_Work required:_ Without the pictures, return all of the material exactly as written.

_Material:_
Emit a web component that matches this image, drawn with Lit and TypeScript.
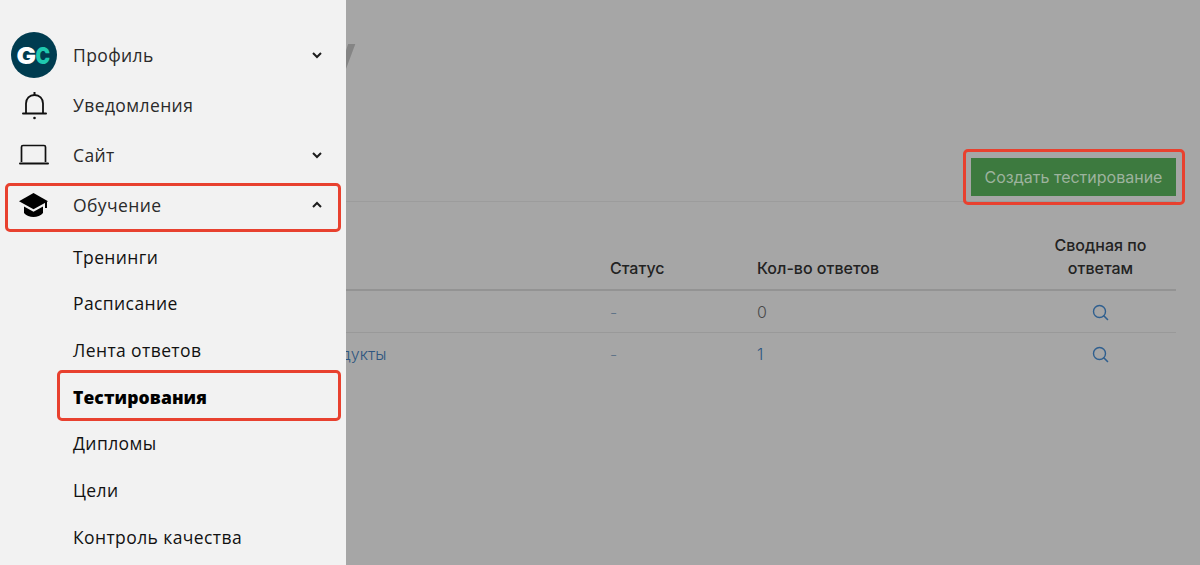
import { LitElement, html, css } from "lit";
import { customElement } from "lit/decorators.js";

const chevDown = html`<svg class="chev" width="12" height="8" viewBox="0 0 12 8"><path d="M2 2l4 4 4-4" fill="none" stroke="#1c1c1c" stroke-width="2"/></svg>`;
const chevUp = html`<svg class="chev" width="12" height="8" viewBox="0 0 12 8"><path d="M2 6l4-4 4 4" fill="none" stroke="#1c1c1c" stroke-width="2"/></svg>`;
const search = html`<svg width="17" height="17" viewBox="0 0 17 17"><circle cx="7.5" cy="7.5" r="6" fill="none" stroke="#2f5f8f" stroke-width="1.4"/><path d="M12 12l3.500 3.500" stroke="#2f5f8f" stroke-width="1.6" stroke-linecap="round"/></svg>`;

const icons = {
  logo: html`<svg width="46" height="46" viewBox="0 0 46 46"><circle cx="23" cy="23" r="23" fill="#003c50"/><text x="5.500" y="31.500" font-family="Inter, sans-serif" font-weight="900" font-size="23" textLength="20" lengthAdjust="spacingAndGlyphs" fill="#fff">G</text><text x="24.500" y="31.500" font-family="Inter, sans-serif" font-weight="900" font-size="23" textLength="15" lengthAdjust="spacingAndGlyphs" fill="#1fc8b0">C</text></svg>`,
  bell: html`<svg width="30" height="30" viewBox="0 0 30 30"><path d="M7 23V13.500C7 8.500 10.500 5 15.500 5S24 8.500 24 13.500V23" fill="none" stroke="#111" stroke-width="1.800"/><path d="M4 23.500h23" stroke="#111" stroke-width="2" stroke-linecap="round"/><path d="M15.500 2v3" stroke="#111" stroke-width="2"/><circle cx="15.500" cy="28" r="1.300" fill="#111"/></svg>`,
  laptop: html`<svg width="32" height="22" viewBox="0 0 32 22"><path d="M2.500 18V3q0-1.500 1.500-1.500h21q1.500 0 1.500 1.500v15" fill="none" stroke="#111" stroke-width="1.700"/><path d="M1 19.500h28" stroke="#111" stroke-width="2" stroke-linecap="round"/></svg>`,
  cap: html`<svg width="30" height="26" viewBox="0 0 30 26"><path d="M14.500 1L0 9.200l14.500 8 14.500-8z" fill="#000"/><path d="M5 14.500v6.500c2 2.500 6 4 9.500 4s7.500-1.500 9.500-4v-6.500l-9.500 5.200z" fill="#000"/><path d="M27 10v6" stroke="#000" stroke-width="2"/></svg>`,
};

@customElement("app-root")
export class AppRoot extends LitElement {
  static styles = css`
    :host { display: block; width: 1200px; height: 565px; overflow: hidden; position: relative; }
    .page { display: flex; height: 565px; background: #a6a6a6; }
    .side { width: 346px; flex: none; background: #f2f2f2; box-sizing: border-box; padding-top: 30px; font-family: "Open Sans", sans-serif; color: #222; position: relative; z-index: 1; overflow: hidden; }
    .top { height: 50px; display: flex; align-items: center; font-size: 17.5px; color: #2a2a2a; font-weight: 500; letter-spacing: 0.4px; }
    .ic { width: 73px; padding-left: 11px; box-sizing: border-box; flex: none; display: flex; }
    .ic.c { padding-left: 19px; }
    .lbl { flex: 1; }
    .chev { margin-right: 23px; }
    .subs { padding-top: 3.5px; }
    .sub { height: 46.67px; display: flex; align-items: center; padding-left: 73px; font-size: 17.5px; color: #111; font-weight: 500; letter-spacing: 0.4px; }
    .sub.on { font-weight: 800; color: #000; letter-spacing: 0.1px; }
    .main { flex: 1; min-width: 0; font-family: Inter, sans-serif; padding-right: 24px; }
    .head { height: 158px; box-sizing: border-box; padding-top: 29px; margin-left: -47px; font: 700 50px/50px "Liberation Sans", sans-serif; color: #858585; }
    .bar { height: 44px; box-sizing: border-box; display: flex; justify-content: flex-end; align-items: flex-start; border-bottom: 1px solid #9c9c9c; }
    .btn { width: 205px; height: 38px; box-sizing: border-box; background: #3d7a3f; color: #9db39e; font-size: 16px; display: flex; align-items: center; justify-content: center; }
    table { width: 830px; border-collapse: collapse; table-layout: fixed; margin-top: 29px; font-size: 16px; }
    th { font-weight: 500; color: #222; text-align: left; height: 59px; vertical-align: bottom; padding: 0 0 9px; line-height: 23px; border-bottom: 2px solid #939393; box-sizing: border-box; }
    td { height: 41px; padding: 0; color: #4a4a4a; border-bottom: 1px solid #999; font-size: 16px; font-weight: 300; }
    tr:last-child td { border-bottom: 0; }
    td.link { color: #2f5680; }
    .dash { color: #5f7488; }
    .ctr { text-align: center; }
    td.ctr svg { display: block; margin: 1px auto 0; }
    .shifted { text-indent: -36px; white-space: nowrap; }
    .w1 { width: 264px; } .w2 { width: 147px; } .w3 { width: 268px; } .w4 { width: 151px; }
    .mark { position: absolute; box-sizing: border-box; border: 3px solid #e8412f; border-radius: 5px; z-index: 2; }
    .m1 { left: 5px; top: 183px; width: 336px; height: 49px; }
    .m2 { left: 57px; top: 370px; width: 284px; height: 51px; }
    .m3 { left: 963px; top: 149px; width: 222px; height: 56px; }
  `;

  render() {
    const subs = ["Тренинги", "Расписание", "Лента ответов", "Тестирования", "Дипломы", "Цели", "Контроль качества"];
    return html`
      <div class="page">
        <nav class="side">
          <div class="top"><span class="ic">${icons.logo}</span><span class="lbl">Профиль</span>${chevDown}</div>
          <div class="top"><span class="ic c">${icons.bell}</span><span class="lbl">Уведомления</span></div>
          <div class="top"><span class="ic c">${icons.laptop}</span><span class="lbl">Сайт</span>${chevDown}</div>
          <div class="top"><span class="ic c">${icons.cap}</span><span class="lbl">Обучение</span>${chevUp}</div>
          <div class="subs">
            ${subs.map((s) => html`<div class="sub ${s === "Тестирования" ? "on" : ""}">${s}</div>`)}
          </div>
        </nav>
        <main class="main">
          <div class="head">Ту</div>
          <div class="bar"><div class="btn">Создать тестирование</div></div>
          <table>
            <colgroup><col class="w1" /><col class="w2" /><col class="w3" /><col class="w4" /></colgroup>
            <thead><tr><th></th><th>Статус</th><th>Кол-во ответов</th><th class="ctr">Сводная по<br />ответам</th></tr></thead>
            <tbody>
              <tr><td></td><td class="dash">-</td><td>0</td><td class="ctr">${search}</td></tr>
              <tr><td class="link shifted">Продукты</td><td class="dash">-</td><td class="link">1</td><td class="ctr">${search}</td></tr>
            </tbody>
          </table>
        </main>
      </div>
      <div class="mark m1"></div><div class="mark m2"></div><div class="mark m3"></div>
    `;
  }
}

_Result of this task:_
Emit a web component that matches this image, drawn with Lit and TypeScript.
import { LitElement, html, css } from "lit";
import { customElement } from "lit/decorators.js";

const chevDown = html`<svg class="chev" width="12" height="8" viewBox="0 0 12 8"><path d="M2 2l4 4 4-4" fill="none" stroke="#1c1c1c" stroke-width="2"/></svg>`;
const chevUp = html`<svg class="chev" width="12" height="8" viewBox="0 0 12 8"><path d="M2 6l4-4 4 4" fill="none" stroke="#1c1c1c" stroke-width="2"/></svg>`;
const search = html`<svg width="17" height="17" viewBox="0 0 17 17"><circle cx="7.5" cy="7.5" r="6" fill="none" stroke="#2f5f8f" stroke-width="1.4"/><path d="M12 12l3.500 3.500" stroke="#2f5f8f" stroke-width="1.6" stroke-linecap="round"/></svg>`;

const icons = {
  logo: html`<svg width="46" height="46" viewBox="0 0 46 46"><circle cx="23" cy="23" r="23" fill="#003c50"/><text x="5.500" y="31.500" font-family="Inter, sans-serif" font-weight="900" font-size="23" textLength="20" lengthAdjust="spacingAndGlyphs" fill="#fff">G</text><text x="24.500" y="31.500" font-family="Inter, sans-serif" font-weight="900" font-size="23" textLength="15" lengthAdjust="spacingAndGlyphs" fill="#1fc8b0">C</text></svg>`,
  bell: html`<svg width="30" height="30" viewBox="0 0 30 30"><path d="M7 23V13.500C7 8.500 10.500 5 15.500 5S24 8.500 24 13.500V23" fill="none" stroke="#111" stroke-width="1.800"/><path d="M4 23.500h23" stroke="#111" stroke-width="2" stroke-linecap="round"/><path d="M15.500 2v3" stroke="#111" stroke-width="2"/><circle cx="15.500" cy="28" r="1.300" fill="#111"/></svg>`,
  laptop: html`<svg width="32" height="22" viewBox="0 0 32 22"><path d="M2.500 18V3q0-1.500 1.500-1.500h21q1.500 0 1.500 1.500v15" fill="none" stroke="#111" stroke-width="1.700"/><path d="M1 19.500h28" stroke="#111" stroke-width="2" stroke-linecap="round"/></svg>`,
  cap: html`<svg width="30" height="26" viewBox="0 0 30 26"><path d="M14.500 1L0 9.200l14.500 8 14.500-8z" fill="#000"/><path d="M5 14.500v6.500c2 2.500 6 4 9.500 4s7.500-1.500 9.500-4v-6.500l-9.500 5.200z" fill="#000"/><path d="M27 10v6" stroke="#000" stroke-width="2"/></svg>`,
};

@customElement("app-root")
export class AppRoot extends LitElement {
  static styles = css`
    :host { display: block; width: 1200px; height: 565px; overflow: hidden; position: relative; }
    .page { display: flex; height: 565px; background: #a6a6a6; }
    .side { width: 346px; flex: none; background: #f2f2f2; box-sizing: border-box; padding-top: 30px; font-family: "Open Sans", sans-serif; color: #222; position: relative; z-index: 1; overflow: hidden; }
    .top { height: 50px; display: flex; align-items: center; font-size: 17.5px; color: #2a2a2a; font-weight: 500; letter-spacing: 0.4px; }
    .ic { width: 73px; padding-left: 11px; box-sizing: border-box; flex: none; display: flex; }
    .ic.c { padding-left: 19px; }
    .lbl { flex: 1; }
    .chev { margin-right: 23px; }
    .subs { padding-top: 3.5px; }
    .sub { height: 46.67px; display: flex; align-items: center; padding-left: 73px; font-size: 17.5px; color: #111; font-weight: 500; letter-spacing: 0.4px; }
    .sub.on { font-weight: 800; color: #000; letter-spacing: 0.1px; }
    .main { flex: 1; min-width: 0; font-family: Inter, sans-serif; padding-right: 24px; }
    .head { height: 158px; box-sizing: border-box; padding-top: 29px; margin-left: -47px; font: 700 50px/50px "Liberation Sans", sans-serif; color: #858585; }
    .bar { height: 44px; box-sizing: border-box; display: flex; justify-content: flex-end; align-items: flex-start; border-bottom: 1px solid #9c9c9c; }
    .btn { width: 205px; height: 38px; box-sizing: border-box; background: #3d7a3f; color: #9db39e; font-size: 16px; display: flex; align-items: center; justify-content: center; }
    table { width: 830px; border-collapse: collapse; table-layout: fixed; margin-top: 29px; font-size: 16px; }
    th { font-weight: 500; color: #222; text-align: left; height: 59px; vertical-align: bottom; padding: 0 0 9px; line-height: 23px; border-bottom: 2px solid #939393; box-sizing: border-box; }
    td { height: 41px; padding: 0; color: #4a4a4a; border-bottom: 1px solid #999; font-size: 16px; font-weight: 300; }
    tr:last-child td { border-bottom: 0; }
    td.link { color: #2f5680; }
    .dash { color: #5f7488; }
    .ctr { text-align: center; }
    td.ctr svg { display: block; margin: 1px auto 0; }
    .shifted { text-indent: -36px; white-space: nowrap; }
    .w1 { width: 264px; } .w2 { width: 147px; } .w3 { width: 268px; } .w4 { width: 151px; }
    .mark { position: absolute; box-sizing: border-box; border: 3px solid #e8412f; border-radius: 5px; z-index: 2; }
    .m1 { left: 5px; top: 183px; width: 336px; height: 49px; }
    .m2 { left: 57px; top: 370px; width: 284px; height: 51px; }
    .m3 { left: 963px; top: 149px; width: 222px; height: 56px; }
  `;

  render() {
    const subs = ["Тренинги", "Расписание", "Лента ответов", "Тестирования", "Дипломы", "Цели", "Контроль качества"];
    return html`
      <div class="page">
        <nav class="side">
          <div class="top"><span class="ic">${icons.logo}</span><span class="lbl">Профиль</span>${chevDown}</div>
          <div class="top"><span class="ic c">${icons.bell}</span><span class="lbl">Уведомления</span></div>
          <div class="top"><span class="ic c">${icons.laptop}</span><span class="lbl">Сайт</span>${chevDown}</div>
          <div class="top"><span class="ic c">${icons.cap}</span><span class="lbl">Обучение</span>${chevUp}</div>
          <div class="subs">
            ${subs.map((s) => html`<div class="sub ${s === "Тестирования" ? "on" : ""}">${s}</div>`)}
          </div>
        </nav>
        <main class="main">
          <div class="head">Ту</div>
          <div class="bar"><div class="btn">Создать тестирование</div></div>
          <table>
            <colgroup><col class="w1" /><col class="w2" /><col class="w3" /><col class="w4" /></colgroup>
            <thead><tr><th></th><th>Статус</th><th>Кол-во ответов</th><th class="ctr">Сводная по<br />ответам</th></tr></thead>
            <tbody>
              <tr><td></td><td class="dash">-</td><td>0</td><td class="ctr">${search}</td></tr>
              <tr><td class="link shifted">Продукты</td><td class="dash">-</td><td class="link">1</td><td class="ctr">${search}</td></tr>
            </tbody>
          </table>
        </main>
      </div>
      <div class="mark m1"></div><div class="mark m2"></div><div class="mark m3"></div>
    `;
  }
}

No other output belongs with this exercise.